● **The request**: Copy the data that follows exactly. Include no pictures.

● **Available data**:

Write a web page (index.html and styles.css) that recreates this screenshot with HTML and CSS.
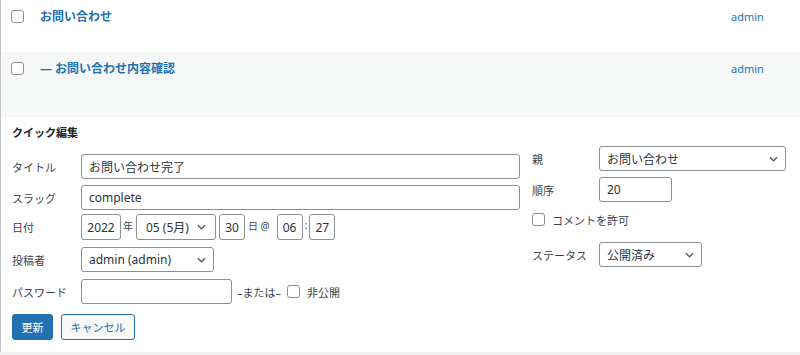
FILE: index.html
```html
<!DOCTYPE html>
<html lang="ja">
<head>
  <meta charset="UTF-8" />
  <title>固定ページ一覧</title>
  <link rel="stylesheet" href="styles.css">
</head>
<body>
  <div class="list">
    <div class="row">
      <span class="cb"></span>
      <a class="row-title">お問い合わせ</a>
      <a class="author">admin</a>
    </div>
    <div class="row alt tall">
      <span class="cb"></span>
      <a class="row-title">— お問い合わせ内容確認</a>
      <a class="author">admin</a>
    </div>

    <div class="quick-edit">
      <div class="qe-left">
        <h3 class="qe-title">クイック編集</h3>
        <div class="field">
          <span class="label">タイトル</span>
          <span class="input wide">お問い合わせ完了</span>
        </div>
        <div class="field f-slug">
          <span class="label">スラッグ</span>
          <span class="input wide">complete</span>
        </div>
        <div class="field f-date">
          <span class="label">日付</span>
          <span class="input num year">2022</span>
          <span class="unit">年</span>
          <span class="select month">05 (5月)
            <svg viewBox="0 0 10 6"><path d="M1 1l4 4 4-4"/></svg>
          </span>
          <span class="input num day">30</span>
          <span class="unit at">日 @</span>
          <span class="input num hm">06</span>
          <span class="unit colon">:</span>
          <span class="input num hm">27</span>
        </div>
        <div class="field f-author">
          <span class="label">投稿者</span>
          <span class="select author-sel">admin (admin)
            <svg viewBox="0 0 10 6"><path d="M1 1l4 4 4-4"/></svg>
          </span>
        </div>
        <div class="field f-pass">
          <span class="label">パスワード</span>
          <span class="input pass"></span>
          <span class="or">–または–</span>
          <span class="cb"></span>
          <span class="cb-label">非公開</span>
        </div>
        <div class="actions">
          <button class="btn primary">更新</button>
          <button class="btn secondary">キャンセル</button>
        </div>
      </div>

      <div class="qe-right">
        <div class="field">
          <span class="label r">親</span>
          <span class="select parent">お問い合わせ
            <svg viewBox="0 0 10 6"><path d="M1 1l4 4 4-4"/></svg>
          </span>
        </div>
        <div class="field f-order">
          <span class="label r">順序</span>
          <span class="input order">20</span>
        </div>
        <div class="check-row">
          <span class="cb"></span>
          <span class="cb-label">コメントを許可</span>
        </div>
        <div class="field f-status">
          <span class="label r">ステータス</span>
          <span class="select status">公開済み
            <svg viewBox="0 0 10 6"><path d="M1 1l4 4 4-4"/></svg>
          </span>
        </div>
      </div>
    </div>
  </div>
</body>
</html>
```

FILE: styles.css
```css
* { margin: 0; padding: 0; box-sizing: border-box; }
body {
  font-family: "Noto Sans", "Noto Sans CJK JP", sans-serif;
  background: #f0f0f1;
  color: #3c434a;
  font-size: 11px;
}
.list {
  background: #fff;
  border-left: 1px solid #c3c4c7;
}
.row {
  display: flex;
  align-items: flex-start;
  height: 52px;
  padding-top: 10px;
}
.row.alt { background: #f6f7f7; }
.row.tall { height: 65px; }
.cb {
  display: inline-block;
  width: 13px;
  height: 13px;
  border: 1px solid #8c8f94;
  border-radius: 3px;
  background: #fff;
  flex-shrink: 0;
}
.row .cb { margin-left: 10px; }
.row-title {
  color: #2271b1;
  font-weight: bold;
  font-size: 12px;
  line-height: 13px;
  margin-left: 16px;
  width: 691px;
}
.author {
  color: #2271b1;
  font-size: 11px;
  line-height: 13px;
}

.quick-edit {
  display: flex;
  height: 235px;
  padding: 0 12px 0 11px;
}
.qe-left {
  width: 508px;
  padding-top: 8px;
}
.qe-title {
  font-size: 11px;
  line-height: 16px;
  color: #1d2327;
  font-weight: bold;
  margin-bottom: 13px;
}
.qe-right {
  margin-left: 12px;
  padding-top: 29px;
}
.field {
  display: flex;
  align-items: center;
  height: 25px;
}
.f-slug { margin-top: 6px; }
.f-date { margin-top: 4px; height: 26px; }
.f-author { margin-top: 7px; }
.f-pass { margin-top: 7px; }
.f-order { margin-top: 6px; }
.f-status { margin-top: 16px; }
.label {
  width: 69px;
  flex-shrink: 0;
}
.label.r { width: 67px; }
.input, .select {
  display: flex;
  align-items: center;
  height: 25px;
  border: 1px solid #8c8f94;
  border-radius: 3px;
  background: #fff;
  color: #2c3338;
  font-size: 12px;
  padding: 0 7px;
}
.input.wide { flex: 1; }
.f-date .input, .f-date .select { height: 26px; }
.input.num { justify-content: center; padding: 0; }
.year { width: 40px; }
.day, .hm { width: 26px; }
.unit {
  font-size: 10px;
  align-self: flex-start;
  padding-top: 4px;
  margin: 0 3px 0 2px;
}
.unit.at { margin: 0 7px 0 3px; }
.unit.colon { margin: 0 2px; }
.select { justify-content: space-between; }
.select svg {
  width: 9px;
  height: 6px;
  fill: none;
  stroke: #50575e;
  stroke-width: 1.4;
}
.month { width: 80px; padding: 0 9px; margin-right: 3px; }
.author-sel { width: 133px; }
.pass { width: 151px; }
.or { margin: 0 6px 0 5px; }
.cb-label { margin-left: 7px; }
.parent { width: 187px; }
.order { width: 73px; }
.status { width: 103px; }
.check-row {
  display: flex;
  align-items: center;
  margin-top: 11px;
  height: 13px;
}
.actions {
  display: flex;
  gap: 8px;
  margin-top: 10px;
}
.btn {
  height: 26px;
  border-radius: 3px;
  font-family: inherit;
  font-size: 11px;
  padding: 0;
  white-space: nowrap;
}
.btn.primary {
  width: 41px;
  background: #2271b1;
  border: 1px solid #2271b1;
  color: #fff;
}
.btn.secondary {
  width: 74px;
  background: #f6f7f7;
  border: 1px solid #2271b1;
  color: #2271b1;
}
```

● **Correct response**:
Write a web page (index.html and styles.css) that recreates this screenshot with HTML and CSS.
FILE: index.html
```html
<!DOCTYPE html>
<html lang="ja">
<head>
  <meta charset="UTF-8" />
  <title>固定ページ一覧</title>
  <link rel="stylesheet" href="styles.css">
</head>
<body>
  <div class="list">
    <div class="row">
      <span class="cb"></span>
      <a class="row-title">お問い合わせ</a>
      <a class="author">admin</a>
    </div>
    <div class="row alt tall">
      <span class="cb"></span>
      <a class="row-title">— お問い合わせ内容確認</a>
      <a class="author">admin</a>
    </div>

    <div class="quick-edit">
      <div class="qe-left">
        <h3 class="qe-title">クイック編集</h3>
        <div class="field">
          <span class="label">タイトル</span>
          <span class="input wide">お問い合わせ完了</span>
        </div>
        <div class="field f-slug">
          <span class="label">スラッグ</span>
          <span class="input wide">complete</span>
        </div>
        <div class="field f-date">
          <span class="label">日付</span>
          <span class="input num year">2022</span>
          <span class="unit">年</span>
          <span class="select month">05 (5月)
            <svg viewBox="0 0 10 6"><path d="M1 1l4 4 4-4"/></svg>
          </span>
          <span class="input num day">30</span>
          <span class="unit at">日 @</span>
          <span class="input num hm">06</span>
          <span class="unit colon">:</span>
          <span class="input num hm">27</span>
        </div>
        <div class="field f-author">
          <span class="label">投稿者</span>
          <span class="select author-sel">admin (admin)
            <svg viewBox="0 0 10 6"><path d="M1 1l4 4 4-4"/></svg>
          </span>
        </div>
        <div class="field f-pass">
          <span class="label">パスワード</span>
          <span class="input pass"></span>
          <span class="or">–または–</span>
          <span class="cb"></span>
          <span class="cb-label">非公開</span>
        </div>
        <div class="actions">
          <button class="btn primary">更新</button>
          <button class="btn secondary">キャンセル</button>
        </div>
      </div>

      <div class="qe-right">
        <div class="field">
          <span class="label r">親</span>
          <span class="select parent">お問い合わせ
            <svg viewBox="0 0 10 6"><path d="M1 1l4 4 4-4"/></svg>
          </span>
        </div>
        <div class="field f-order">
          <span class="label r">順序</span>
          <span class="input order">20</span>
        </div>
        <div class="check-row">
          <span class="cb"></span>
          <span class="cb-label">コメントを許可</span>
        </div>
        <div class="field f-status">
          <span class="label r">ステータス</span>
          <span class="select status">公開済み
            <svg viewBox="0 0 10 6"><path d="M1 1l4 4 4-4"/></svg>
          </span>
        </div>
      </div>
    </div>
  </div>
</body>
</html>
```

FILE: styles.css
```css
* { margin: 0; padding: 0; box-sizing: border-box; }
body {
  font-family: "Noto Sans", "Noto Sans CJK JP", sans-serif;
  background: #f0f0f1;
  color: #3c434a;
  font-size: 11px;
}
.list {
  background: #fff;
  border-left: 1px solid #c3c4c7;
}
.row {
  display: flex;
  align-items: flex-start;
  height: 52px;
  padding-top: 10px;
}
.row.alt { background: #f6f7f7; }
.row.tall { height: 65px; }
.cb {
  display: inline-block;
  width: 13px;
  height: 13px;
  border: 1px solid #8c8f94;
  border-radius: 3px;
  background: #fff;
  flex-shrink: 0;
}
.row .cb { margin-left: 10px; }
.row-title {
  color: #2271b1;
  font-weight: bold;
  font-size: 12px;
  line-height: 13px;
  margin-left: 16px;
  width: 691px;
}
.author {
  color: #2271b1;
  font-size: 11px;
  line-height: 13px;
}

.quick-edit {
  display: flex;
  height: 235px;
  padding: 0 12px 0 11px;
}
.qe-left {
  width: 508px;
  padding-top: 8px;
}
.qe-title {
  font-size: 11px;
  line-height: 16px;
  color: #1d2327;
  font-weight: bold;
  margin-bottom: 13px;
}
.qe-right {
  margin-left: 12px;
  padding-top: 29px;
}
.field {
  display: flex;
  align-items: center;
  height: 25px;
}
.f-slug { margin-top: 6px; }
.f-date { margin-top: 4px; height: 26px; }
.f-author { margin-top: 7px; }
.f-pass { margin-top: 7px; }
.f-order { margin-top: 6px; }
.f-status { margin-top: 16px; }
.label {
  width: 69px;
  flex-shrink: 0;
}
.label.r { width: 67px; }
.input, .select {
  display: flex;
  align-items: center;
  height: 25px;
  border: 1px solid #8c8f94;
  border-radius: 3px;
  background: #fff;
  color: #2c3338;
  font-size: 12px;
  padding: 0 7px;
}
.input.wide { flex: 1; }
.f-date .input, .f-date .select { height: 26px; }
.input.num { justify-content: center; padding: 0; }
.year { width: 40px; }
.day, .hm { width: 26px; }
.unit {
  font-size: 10px;
  align-self: flex-start;
  padding-top: 4px;
  margin: 0 3px 0 2px;
}
.unit.at { margin: 0 7px 0 3px; }
.unit.colon { margin: 0 2px; }
.select { justify-content: space-between; }
.select svg {
  width: 9px;
  height: 6px;
  fill: none;
  stroke: #50575e;
  stroke-width: 1.4;
}
.month { width: 80px; padding: 0 9px; margin-right: 3px; }
.author-sel { width: 133px; }
.pass { width: 151px; }
.or { margin: 0 6px 0 5px; }
.cb-label { margin-left: 7px; }
.parent { width: 187px; }
.order { width: 73px; }
.status { width: 103px; }
.check-row {
  display: flex;
  align-items: center;
  margin-top: 11px;
  height: 13px;
}
.actions {
  display: flex;
  gap: 8px;
  margin-top: 10px;
}
.btn {
  height: 26px;
  border-radius: 3px;
  font-family: inherit;
  font-size: 11px;
  padding: 0;
  white-space: nowrap;
}
.btn.primary {
  width: 41px;
  background: #2271b1;
  border: 1px solid #2271b1;
  color: #fff;
}
.btn.secondary {
  width: 74px;
  background: #f6f7f7;
  border: 1px solid #2271b1;
  color: #2271b1;
}
```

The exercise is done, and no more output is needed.